Panie Ministrze, w czasie Kongresu Zdrowia Publicznego mówił Pan o zmianach, które planuje Ministerstwo, o pewnych rozpędzonych już projektach w zakresie kształcenia i zmian systemowych. Czy możemy o nich powiedzieć?
Bardzo istotna zmiana, to powrót do stażu podyplomowego. Nie będziemy kształcić felczerów, kształcimy świetnie wykształconych lekarzy. I wszyscy Polacy muszą wiedzieć, że ci, którzy wchodzą do zawodu, mają absolutnie perfekcyjne europejskie czy też światowe wykształcenie. Nie możemy sobie pozwolić na nonszalancję i poczucie, że młody lekarz jest niepewny, że nie miał tutora, który zajmował się nim w trakcie stażu, nie ma także podstaw dotyczących funkcjonowania w szpitalu czy przychodni, musi się czuć bardzo pewnie. Od tego jest relacja mistrz-uczeń na stażu. Kolejny ważny projekt dotyczy zwiększenia liczby studentów na wydziałach lekarskich polskojęzycznych. Mamy obietnice wszystkich rektorów wyższych uczelni medycznych, że w przyszłym roku od października przyjmą o 15 proc. więcej studentów. Za sześć lat będą efekty tych działań. To jest bardzo duża i istotna zmiana. Związana jest z tym, że mamy dramatycznie mało lekarzy – na tysiąc mieszkańców 2,2 lekarzy. Jesteśmy w końcówce Europy i musimy tę sytuację poprawić, ponieważ nie będziemy w stanie zabezpieczyć potrzeb zdrowotnych naszego społeczeństwa. Te dwie rzeczy są w tej chwili priorytetem. One w ciągu miesiąca już pojawią się w przestrzeni publicznej w postaci aktów normatywnych. Nie budzą one żadnych kontrowersji i jestem o tyle szczęśliwy, że nie mamy tu oponentów. Nasze działania wspiera środowisko lekarzy, dziekani i rektorzy.
Jeśli chodzi o Ustawę o Zdrowiu publicznym, rozumiem, że będą Państwo kontynuować i rozwijać jej ustalenia oraz pewne kwestie prawne?

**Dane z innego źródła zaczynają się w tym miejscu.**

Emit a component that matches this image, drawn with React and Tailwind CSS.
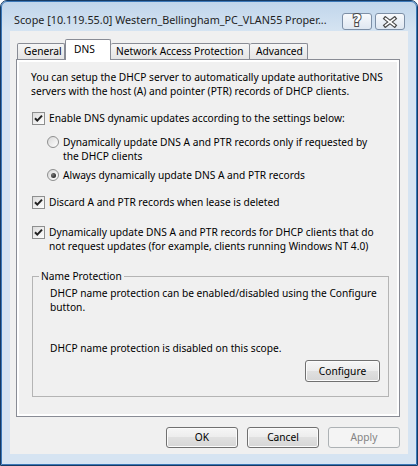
import React from "react";

const F = "font-['Noto_Sans','Open_Sans',sans-serif]";

function CheckBox() {
  return (
    <span className="mt-[1px] flex h-[13px] w-[13px] shrink-0 items-center justify-center border border-[#8e8f8f] bg-[linear-gradient(135deg,#dcdcdc,#ffffff)]">
      <svg width="11" height="11" viewBox="0 0 11 11">
        <path d="M2 5.2 L4.3 7.6 L9 2.6" fill="none" stroke="#222" strokeWidth="2" />
      </svg>
    </span>
  );
}

function Radio({ checked }) {
  return (
    <span className="mt-[1px] flex h-[12px] w-[12px] shrink-0 items-center justify-center rounded-full border border-[#8e8f8f] bg-[linear-gradient(135deg,#d8d8d8,#ffffff)]">
      {checked && <span className="h-[5px] w-[5px] rounded-full bg-[radial-gradient(circle_at_35%_35%,#777,#111)]" />}
    </span>
  );
}

function Btn({ children, disabled, className = "" }) {
  return (
    <div
      className={
        "flex h-[21px] w-[72px] items-center justify-center rounded-[3px] border " +
        (disabled
          ? "border-[#adb2b5] bg-[#f4f4f4] text-[#838383]"
          : "border-[#707070] bg-[linear-gradient(#f6f6f6_0%,#ececec_50%,#e0e0e0_50%,#d6d6d6_100%)] text-black shadow-[inset_0_0_0_1px_#fbfbfb]") +
        " " +
        className
      }
    >
      {children}
    </div>
  );
}

export default function App() {
  return (
    <div className={"h-[466px] w-[418px] " + F}>
      <div className="flex h-full w-full flex-col rounded-t-[7px] border border-[#163a63] bg-[#d6e4f2]">
        <div className="flex h-full w-full flex-col rounded-t-[6px] border border-[#3b78b8] bg-[linear-gradient(#c0d5eb_0px,#d6e4f2_30px,#d6e4f2_100%)]">
          {/* title bar */}
          <div className="flex h-[29px] shrink-0 items-center pl-[12px]">
            <div className="mt-[8px] min-w-0 flex-1 overflow-hidden whitespace-nowrap text-[10.8px] text-[#1e1e1e]">
              Scope [10.119.55.0] Western_Bellingham_PC_VLAN55 Proper...
            </div>
            <div className="mr-[11px] mt-[10px] flex shrink-0 gap-[3px]">
              <div className="flex h-[17px] w-[30px] items-center justify-center rounded-[3px] border border-[#7d8fa6] bg-[linear-gradient(#f7f9fc,#dfe7f1)]">
                <span className="text-[15px] font-bold leading-none text-white [-webkit-text-stroke:2px_#4a4a4a] [paint-order:stroke_fill] font-['DejaVu_Sans',sans-serif]">
                  ?
                </span>
              </div>
              <div className="flex h-[17px] w-[30px] items-center justify-center rounded-[3px] border border-[#7d8fa6] bg-[linear-gradient(#f7f9fc,#dfe7f1)]">
                <svg width="16" height="12" viewBox="0 0 16 12">
                  <path d="M3.5 2.5 L12.5 9.5 M12.5 2.5 L3.5 9.5" stroke="#4a4a4a" strokeWidth="4" strokeLinecap="square" />
                  <path d="M3.5 2.5 L12.5 9.5 M12.5 2.5 L3.5 9.5" stroke="#fff" strokeWidth="1.6" strokeLinecap="square" />
                </svg>
              </div>
            </div>
          </div>

          {/* content */}
          <div className="mb-[10px] ml-[8px] mr-[8px] flex flex-1 flex-col bg-[#f0f0f0] text-[10.2px] text-black">
            {/* tabs */}
            <div className="ml-[7px] mt-[8px] flex h-[20px] items-end">
              <div className="flex h-[16px] w-[48px] items-center rounded-t-[2px] border border-b-0 border-[#898c95] bg-[linear-gradient(#f6f6f6,#e4e4e4)] pl-[6px]">
                General
              </div>
              <div className="relative z-10 -mb-px flex h-[21px] w-[46px] items-start rounded-t-[2px] border border-b-0 border-[#898c95] bg-white pl-[8px] pt-[2px]">
                DNS
              </div>
              <div className="flex h-[16px] w-[139px] items-center rounded-t-[2px] border border-b-0 border-l-0 border-[#898c95] bg-[linear-gradient(#f6f6f6,#e4e4e4)] pl-[5px]">
                Network Access Protection
              </div>
              <div className="flex h-[16px] w-[58px] items-center rounded-t-[2px] border border-b-0 border-l-0 border-[#898c95] bg-[linear-gradient(#f6f6f6,#e4e4e4)] pl-[6px]">
                Advanced
              </div>
            </div>

            {/* panel */}
            <div className="ml-[6px] h-[358px] w-[384px] border border-[#898c95] bg-white p-[2px]">
              <div className="flex h-full flex-col bg-[#f0f0f0] pl-[12px] pt-[8px] leading-[14px]">
                <div className="whitespace-nowrap">
                  You can setup the DHCP server to automatically update authoritative DNS
                  <br />
                  servers with the host (A) and pointer (PTR) records of DHCP clients.
                </div>

                <div className="ml-[1px] mt-[13px] flex gap-[4px]">
                  <CheckBox />
                  <span className="whitespace-nowrap">Enable DNS dynamic updates according to the settings below:</span>
                </div>

                <div className="ml-[16px] mt-[10px] flex gap-[4px]">
                  <Radio />
                  <span className="whitespace-nowrap">
                    Dynamically update DNS A and PTR records only if requested by
                    <br />
                    the DHCP clients
                  </span>
                </div>

                <div className="ml-[16px] mt-[5px] flex gap-[4px]">
                  <Radio checked />
                  <span className="whitespace-nowrap">Always dynamically update DNS A and PTR records</span>
                </div>

                <div className="ml-[1px] mt-[13px] flex gap-[4px]">
                  <CheckBox />
                  <span className="whitespace-nowrap">Discard A and PTR records when lease is deleted</span>
                </div>

                <div className="ml-[1px] mt-[16px] flex gap-[4px]">
                  <CheckBox />
                  <span className="whitespace-nowrap">
                    Dynamically update DNS A and PTR records for DHCP clients that do
                    <br />
                    not request updates (for example, clients running Windows NT 4.0)
                  </span>
                </div>

                <fieldset className="ml-[1px] mt-[16px] w-[357px] border border-[#b4b4b4] pb-[14px] pl-[17px] pr-[8px]">
                  <legend className="-ml-[11px] px-[2px] leading-[14px]">Name Protection</legend>
                  <div className="mt-[3px] whitespace-nowrap">
                    DHCP name protection can be enabled/disabled using the Configure
                    <br />
                    button.
                  </div>
                  <div className="mt-[27px] whitespace-nowrap">DHCP name protection is disabled on this scope.</div>
                  <div className="mt-[5px] flex justify-end">
                    <Btn className="h-[22px] w-[75px]">Configure</Btn>
                  </div>
                </fieldset>
              </div>
            </div>

            {/* bottom buttons */}
            <div className="mr-[8px] mt-[10px] flex justify-end gap-[9px]">
              <Btn>OK</Btn>
              <Btn>Cancel</Btn>
              <Btn disabled>Apply</Btn>
            </div>
          </div>
        </div>
      </div>
    </div>
  );
}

Tak. Ustawa weszła w życie na początku listopada. Musimy ją implementować i zrobimy to zgodnie z założeniami w tej ustawie. Nie chcemy w niej nic zmieniać. Chcemy, by ten pierwszy rok był tym, w którym pojawią się ciała doradcze, zaczniemy wydawać pieniądze, pojawi się już mocno umocowany prawnie Narodowy Program Zdrowia z sześcioma punktami operacyjnymi. Jeden dodaliśmy już w trakcie naszego ministrowania. Jest to projekt związany ze zdrowiem prokreacyjnym populacji. Wszystko będzie działo się tak, jak jest w ustawie. Chcemy bardzo, by ona funkcjonowała już w roku 2016 w sposób bezproblemowy. Chcemy rzeczywiście „naoliwić” tę ustawę w dobrym tego słowa znaczeniu. Tak, by nie było problemów z jej uruchomieniem. Dbamy o nią i będzie ona priorytetem. Jeżeli trzeba będzie wykonać jakieś zmiany legislacyjne, które pewnie się pojawią, ponieważ zdajemy sobie sprawę, że sposób procedowania nie był specjalnie właściwy, ona nie była do końca wydyskutowana, bo było mało czasu. Ale jest ona podstawą i na niej będziemy budować mocny zrąb zdrowia publicznego.
Gwarancją sukcesu tej ustawy i postanowień jest zerwanie z silosową polityką myślenia - Państwo mają pomysł na mocne zaangażowanie prawie wszystkich ministerstw w zdrowie Polaków.
Jestem głęboko przekonany, że wszystkie resorty bardzo mocno się w to zaangażują. Zresztą mówi się tak, że ten rząd ma pracować wspólnie. To nie jest federacja poszczególnych ministerstw, tylko jest jeden wspólny plan. Plan musi być realizowany i przypominam, że nazywa się on „dobra zmiana”. To się znakomicie wpisuje w zdrowie publiczne.
Jest jeszcze jedna kwestia interesująca naszych czytelników – słynna drożdżówka. Ponoć powstaje przepis tej szkolnej, zdrowej drożdżówki oraz pomysł na jej nazwę?
Tak. Spotykamy się ze środowiskiem cukierników. Poprosiliśmy ich o przygotowanie zdrowej i niezwykle smacznej drożdżówki. Ponieważ będzie dedykowana szkole, więc może się nazywać drożdżówką szkolną. Ale ja mam wrażenie, że tak czy inaczej będzie nazywana drożdżówką radziwiłłowską. To bardzo ładna nazwa.